My goal is to make a visit to the Philippines within the time frame of about a year.  I've got to rebuild my vacation time and continue to save money.  I'm trying to make some worthwhile friendships in the meantime.  I might go to specifically meet somebody in person who I developed something special with.  Or who knows, maybe I'll stag along.  Or maybe both (meet somebody new and visit somebody I've established friendship with).
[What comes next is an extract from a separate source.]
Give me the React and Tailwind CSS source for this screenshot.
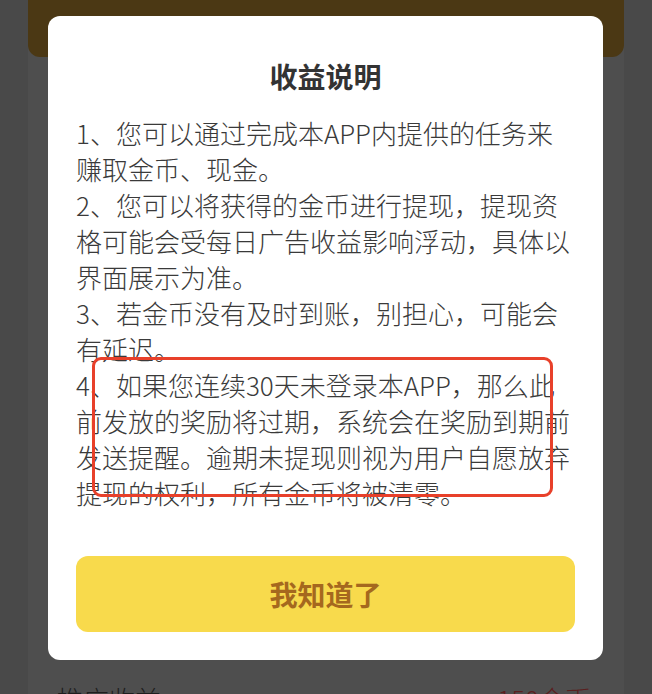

A pinay lady at work does not beleive in the integrity of letter writing.  Her personal opinions are that too many scam artists are lurking.  Yet there are nice girls in the Philippines.  An interesting point is that when I first started corresponding with Analyn, Shirley went to the Philippines and passed my picture around and told about me.  She told me there was this nice girl who wanted to write to me if I was interested.  Yet it seems that some good girls are apprehensive about personals because there is a stigma that it makes them look cheap or that they're taking the easy way out of poverty. (At the time, I just stuck with Analyn)  Shirley's suggestion is that the next time she and her fqamily go to the Philippines, I just tag along and socialize in order to meet somebody.  I think she's keen to things that most of us guys on the board aren't aware of or will never 100% understand.  If I take that strategy I'll probably stay in Mindoro and Borocay where her folks and her husband's folks come from respectively.  It sounds like it could be fun.
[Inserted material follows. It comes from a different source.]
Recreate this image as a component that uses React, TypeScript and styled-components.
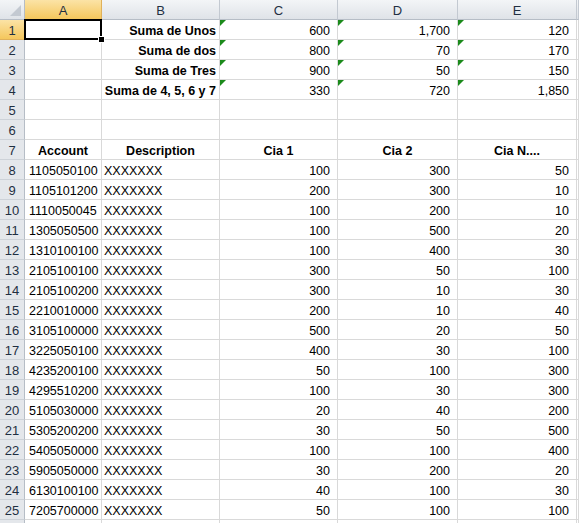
import React from "react";
import styled, { createGlobalStyle, css } from "styled-components";

const Global = createGlobalStyle`
  html, body { margin: 0; padding: 0; background: #ffffff; overflow: hidden; }
  body { font-family: "Liberation Sans", Arial, sans-serif; }
`;

const Sheet = styled.div`
  display: grid;
  grid-template-columns: 25px 77px 118px 118px 120px 119px 1fr;
  grid-auto-rows: 20px;
  width: 579px;
  height: 523px;
  overflow: hidden;
  font-family: "Liberation Sans", Arial, sans-serif;
  font-size: 12.5px;
  color: #000;
`;

const Corner = styled.div`
  position: relative;
  box-sizing: border-box;
  background: linear-gradient(#f3f5f7, #dfe3e8);
  border-right: 1px solid #b6bdc6;
  border-bottom: 1px solid #b6bdc6;
  &::after {
    content: "";
    position: absolute;
    right: 3px;
    bottom: 3px;
    width: 0;
    height: 0;
    border-left: 11px solid transparent;
    border-bottom: 11px solid #c3c9d1;
  }
`;

const ColHeader = styled.div<{ $selected?: boolean }>`
  box-sizing: border-box;
  display: flex;
  align-items: center;
  justify-content: center;
  padding-top: 2px;
  font-size: 13px;
  color: #1f2f42;
  border-right: 1px solid #c3c9d1;
  border-bottom: 1px solid #b6bdc6;
  background: linear-gradient(#f3f5f7, #dfe3e8);
  ${(p) =>
    p.$selected &&
    css`
      background: linear-gradient(#fbe3a6, #f5c75c);
      border-bottom-color: #e4a73c;
      border-right-color: #e0b15a;
    `}
`;

const RowHeader = styled.div<{ $selected?: boolean }>`
  box-sizing: border-box;
  display: flex;
  align-items: center;
  justify-content: center;
  padding-top: 2px;
  font-size: 13px;
  color: #1f2f42;
  border-right: 1px solid #b6bdc6;
  border-bottom: 1px solid #cdd2d8;
  background: #e4e7eb;
  ${(p) =>
    p.$selected &&
    css`
      background: linear-gradient(#fbe3a6, #f5c75c);
      border-right-color: #e4a73c;
      border-bottom-color: #e0b15a;
    `}
`;

type Align = "left" | "right" | "center";

const Cell = styled.div<{ $align?: Align; $bold?: boolean; $pad?: number; $active?: boolean; $flag?: boolean }>`
  position: relative;
  box-sizing: border-box;
  display: flex;
  align-items: center;
  padding-top: 2px;
  justify-content: ${(p) => (p.$align === "right" ? "flex-end" : p.$align === "center" ? "center" : "flex-start")};
  padding-left: ${(p) => (p.$align === "left" ? p.$pad ?? 3 : 0)}px;
  padding-right: ${(p) => (p.$align === "right" ? p.$pad ?? 7 : 0)}px;
  font-weight: ${(p) => (p.$bold ? 700 : 400)};
  white-space: nowrap;
  border-right: 1px solid #d9d9d9;
  border-bottom: 1px solid #d9d9d9;
  ${(p) =>
    p.$flag &&
    css`
      &::before {
        content: "";
        position: absolute;
        left: 0;
        top: 0;
        width: 0;
        height: 0;
        border-top: 6px solid #1b8a1b;
        border-right: 6px solid transparent;
      }
    `}
  ${(p) =>
    p.$active &&
    css`
      z-index: 2;
      &::before {
        content: "";
        position: absolute;
        left: -1px;
        top: -1px;
        right: -1px;
        bottom: -1px;
        border: 2px solid #000;
        pointer-events: none;
      }
      &::after {
        content: "";
        position: absolute;
        right: -4px;
        bottom: -4px;
        width: 5px;
        height: 5px;
        background: #000;
        border: 1px solid #fff;
      }
    `}
`;

const cols = ["A", "B", "C", "D", "E"];

const summary: [string, string, string, string][] = [
  ["Suma de Unos", "600", "1,700", "120"],
  ["Suma de dos", "800", "70", "170"],
  ["Suma de Tres", "900", "50", "150"],
  ["Suma de 4, 5, 6 y 7", "330", "720", "1,850"],
];

const data: [string, string, string, string][] = [
  ["1105050100", "100", "300", "50"],
  ["1105101200", "200", "300", "10"],
  ["1110050045", "100", "200", "10"],
  ["1305050500", "100", "500", "20"],
  ["1310100100", "100", "400", "30"],
  ["2105100100", "300", "50", "100"],
  ["2105100200", "300", "10", "30"],
  ["2210010000", "200", "10", "40"],
  ["3105100000", "500", "20", "50"],
  ["3225050100", "400", "30", "100"],
  ["4235200100", "50", "100", "300"],
  ["4295510200", "100", "30", "300"],
  ["5105030000", "20", "40", "200"],
  ["5305200200", "30", "50", "500"],
  ["5405050000", "100", "100", "400"],
  ["5905050000", "30", "200", "20"],
  ["6130100100", "40", "100", "30"],
  ["7205700000", "50", "100", "100"],
];

const headers = ["Account", "Description", "Cia 1", "Cia 2", "Cia N...."];

const EmptyRow: React.FC<{ n: number; label?: boolean }> = ({ n, label = true }) => (
  <>
    <RowHeader>{label ? n : null}</RowHeader>
    {cols.map((c) => (
      <Cell key={c} />
    ))}
    <Cell />
  </>
);

export default function App() {
  return (
    <>
      <Global />
      <Sheet>
        <Corner />
        {cols.map((c, i) => (
          <ColHeader key={c} $selected={i === 0}>
            {c}
          </ColHeader>
        ))}
        <ColHeader />

        {summary.map((r, i) => (
          <React.Fragment key={`s${i}`}>
            <RowHeader $selected={i === 0}>{i + 1}</RowHeader>
            <Cell $active={i === 0} />
            <Cell $align="right" $bold $pad={3}>
              {r[0]}
            </Cell>
            <Cell $align="right" $flag>
              {r[1]}
            </Cell>
            <Cell $align="right" $flag>
              {r[2]}
            </Cell>
            <Cell $align="right" $flag>
              {r[3]}
            </Cell>
            <Cell />
          </React.Fragment>
        ))}

        <EmptyRow n={5} />
        <EmptyRow n={6} />

        <RowHeader>7</RowHeader>
        {headers.map((h) => (
          <Cell key={h} $align="center" $bold>
            {h}
          </Cell>
        ))}
        <Cell />

        {data.map((r, i) => (
          <React.Fragment key={`d${i}`}>
            <RowHeader>{i + 8}</RowHeader>
            <Cell $align="left" $pad={4}>
              {r[0]}
            </Cell>
            <Cell $align="left" $pad={2}>
              XXXXXXX
            </Cell>
            <Cell $align="right">{r[1]}</Cell>
            <Cell $align="right">{r[2]}</Cell>
            <Cell $align="right">{r[3]}</Cell>
            <Cell />
          </React.Fragment>
        ))}

        <EmptyRow n={26} label={false} />
      </Sheet>
    </>
  );
}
I'm determine to mold what I really want out of my life.  I have setbacks and retreats from time to time.  Maybe just growing pains.  Part of what I not only want, but need, in life is the love and companionship of a special woman.  I will not just sit there like a beached whale, but I will persue all avenues.

One other thing.  I can relate to Gerlie as far as family influence is concerned.  It is a given that my step-mother especially, and to a lesser extent, my father will always plant seeds of doubt when it comes to persuit of finding love with a pinay with somebody in the Philippines.  I'm coy about this.  My father would have a fit if he found out I recently sent out more than a half-a-dozen letters.  My step-mother would scorn me again about how I'd live in poverty in old age because all of my retirement money would be gone.  But my heart is alive and kicking.  If someday I ever have to, I will fight tooth-and-nail to protect myself.
Hopefully I'm never going to have to go through a divorce again.  I know it's possible to find pure, genuine love and commitment, and it's the hope of landing this that keeps me going.